Instructions for the task
Go through the listing and set it down exactly, leaving out its pictures.

Information supplied
- - - - - - -

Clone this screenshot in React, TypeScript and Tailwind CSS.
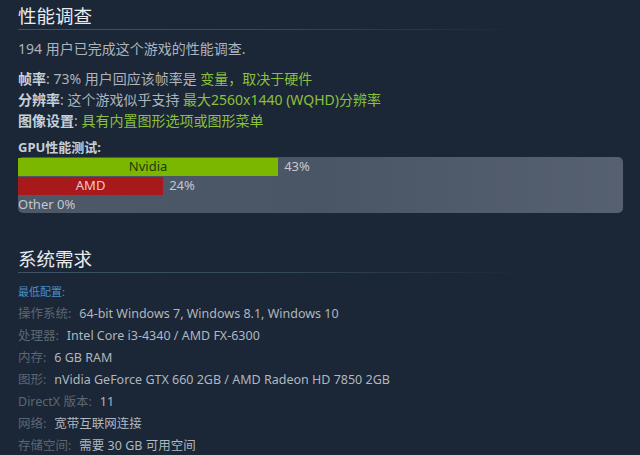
const sans = "font-['Noto_Sans','Noto_Sans_CJK_SC',sans-serif]"

const gpu = [
  { name: 'Nvidia', pct: 43, bar: 'bg-[#7cb700]', text: 'text-[#1f3a0a]' },
  { name: 'AMD', pct: 24, bar: 'bg-[#a7191b]', text: 'text-[#f0c8c8]' },
]

const reqs: [string, string][] = [
  ['操作系统:', '64-bit Windows 7, Windows 8.1, Windows 10'],
  ['处理器:', 'Intel Core i3-4340 / AMD FX-6300'],
  ['内存:', '6 GB RAM'],
  ['图形:', 'nVidia GeForce GTX 660 2GB / AMD Radeon HD 7850 2GB'],
  ['DirectX 版本:', '11'],
  ['网络:', '宽带互联网连接'],
  ['存储空间:', '需要 30 GB 可用空间'],
]

function Heading({ children }: { children: string }) {
  return (
    <div>
      <h2 className="text-[18.5px] leading-[26px] text-[#e8ecef]">{children}</h2>
      <div className="h-px w-[512px] bg-gradient-to-r from-[#3e5366] via-[#34495c] to-transparent" />
    </div>
  )
}

export default function App() {
  return (
    <div className={`w-[640px] h-[455px] overflow-hidden bg-[#1b2637] px-[18px] pt-[3px] ${sans}`}>
      <Heading>性能调查</Heading>

      <p className="mt-[10px] text-[14px] leading-[18px] text-[#acb4bc]">194 用户已完成这个游戏的性能调查.</p>

      <div className="mt-[10px] text-[14px] leading-[21px] text-[#acb4bc]">
        <div>
          <b className="text-[#c6d0d8]">帧率</b>: 73% 用户回应该帧率是 <span className="text-[#8cc03c]">变量，取决于硬件</span>
        </div>
        <div>
          <b className="text-[#c6d0d8]">分辨率</b>: 这个游戏似乎支持 <span className="text-[#8cc03c]">最大2560x1440 (WQHD)分辨率</span>
        </div>
        <div>
          <b className="text-[#c6d0d8]">图像设置</b>: <span className="text-[#8cc03c]">具有内置图形选项或图形菜单</span>
        </div>
      </div>

      <div className="mt-[9px] text-[13px] leading-[15px] font-bold text-[#c6d0d8]">GPU性能测试:</div>
      <div className="mt-[2px] w-[605px] h-[56px] rounded-[5px] bg-gradient-to-r from-[#4d5869] via-[#4a5565] to-[#566070] py-px text-[13px] text-[#c2c8ce]">
        {gpu.map((g) => (
          <div key={g.name} className="flex items-center h-[18px] mb-px">
            <div className={`h-full flex items-center justify-center ${g.bar} ${g.text}`} style={{ width: `${g.pct}%` }}>
              {g.name}
            </div>
            <span className="ml-[6px]">{g.pct}%</span>
          </div>
        ))}
        <div className="h-[18px] flex items-center">Other 0%</div>
      </div>

      <div className="mt-[33px]">
        <Heading>系统需求</Heading>
      </div>

      <div className="mt-[12px] text-[11px] leading-[14px] text-[#4a8fc4]">最低配置:</div>
      <div className="mt-[4px] leading-[22px]">
        {reqs.map(([k, v]) => (
          <div key={k} className="flex items-baseline gap-[8px]">
            <span className="text-[12.5px] text-[#5d6773]">{k}</span>
            <span className="text-[12.5px] text-[#b0b7be]">{v}</span>
          </div>
        ))}
      </div>
    </div>
  )
}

- - - - - - -

Worked solution
Clone this screenshot in React, TypeScript and Tailwind CSS.
const sans = "font-['Noto_Sans','Noto_Sans_CJK_SC',sans-serif]"

const gpu = [
  { name: 'Nvidia', pct: 43, bar: 'bg-[#7cb700]', text: 'text-[#1f3a0a]' },
  { name: 'AMD', pct: 24, bar: 'bg-[#a7191b]', text: 'text-[#f0c8c8]' },
]

const reqs: [string, string][] = [
  ['操作系统:', '64-bit Windows 7, Windows 8.1, Windows 10'],
  ['处理器:', 'Intel Core i3-4340 / AMD FX-6300'],
  ['内存:', '6 GB RAM'],
  ['图形:', 'nVidia GeForce GTX 660 2GB / AMD Radeon HD 7850 2GB'],
  ['DirectX 版本:', '11'],
  ['网络:', '宽带互联网连接'],
  ['存储空间:', '需要 30 GB 可用空间'],
]

function Heading({ children }: { children: string }) {
  return (
    <div>
      <h2 className="text-[18.5px] leading-[26px] text-[#e8ecef]">{children}</h2>
      <div className="h-px w-[512px] bg-gradient-to-r from-[#3e5366] via-[#34495c] to-transparent" />
    </div>
  )
}

export default function App() {
  return (
    <div className={`w-[640px] h-[455px] overflow-hidden bg-[#1b2637] px-[18px] pt-[3px] ${sans}`}>
      <Heading>性能调查</Heading>

      <p className="mt-[10px] text-[14px] leading-[18px] text-[#acb4bc]">194 用户已完成这个游戏的性能调查.</p>

      <div className="mt-[10px] text-[14px] leading-[21px] text-[#acb4bc]">
        <div>
          <b className="text-[#c6d0d8]">帧率</b>: 73% 用户回应该帧率是 <span className="text-[#8cc03c]">变量，取决于硬件</span>
        </div>
        <div>
          <b className="text-[#c6d0d8]">分辨率</b>: 这个游戏似乎支持 <span className="text-[#8cc03c]">最大2560x1440 (WQHD)分辨率</span>
        </div>
        <div>
          <b className="text-[#c6d0d8]">图像设置</b>: <span className="text-[#8cc03c]">具有内置图形选项或图形菜单</span>
        </div>
      </div>

      <div className="mt-[9px] text-[13px] leading-[15px] font-bold text-[#c6d0d8]">GPU性能测试:</div>
      <div className="mt-[2px] w-[605px] h-[56px] rounded-[5px] bg-gradient-to-r from-[#4d5869] via-[#4a5565] to-[#566070] py-px text-[13px] text-[#c2c8ce]">
        {gpu.map((g) => (
          <div key={g.name} className="flex items-center h-[18px] mb-px">
            <div className={`h-full flex items-center justify-center ${g.bar} ${g.text}`} style={{ width: `${g.pct}%` }}>
              {g.name}
            </div>
            <span className="ml-[6px]">{g.pct}%</span>
          </div>
        ))}
        <div className="h-[18px] flex items-center">Other 0%</div>
      </div>

      <div className="mt-[33px]">
        <Heading>系统需求</Heading>
      </div>

      <div className="mt-[12px] text-[11px] leading-[14px] text-[#4a8fc4]">最低配置:</div>
      <div className="mt-[4px] leading-[22px]">
        {reqs.map(([k, v]) => (
          <div key={k} className="flex items-baseline gap-[8px]">
            <span className="text-[12.5px] text-[#5d6773]">{k}</span>
            <span className="text-[12.5px] text-[#b0b7be]">{v}</span>
          </div>
        ))}
      </div>
    </div>
  )
}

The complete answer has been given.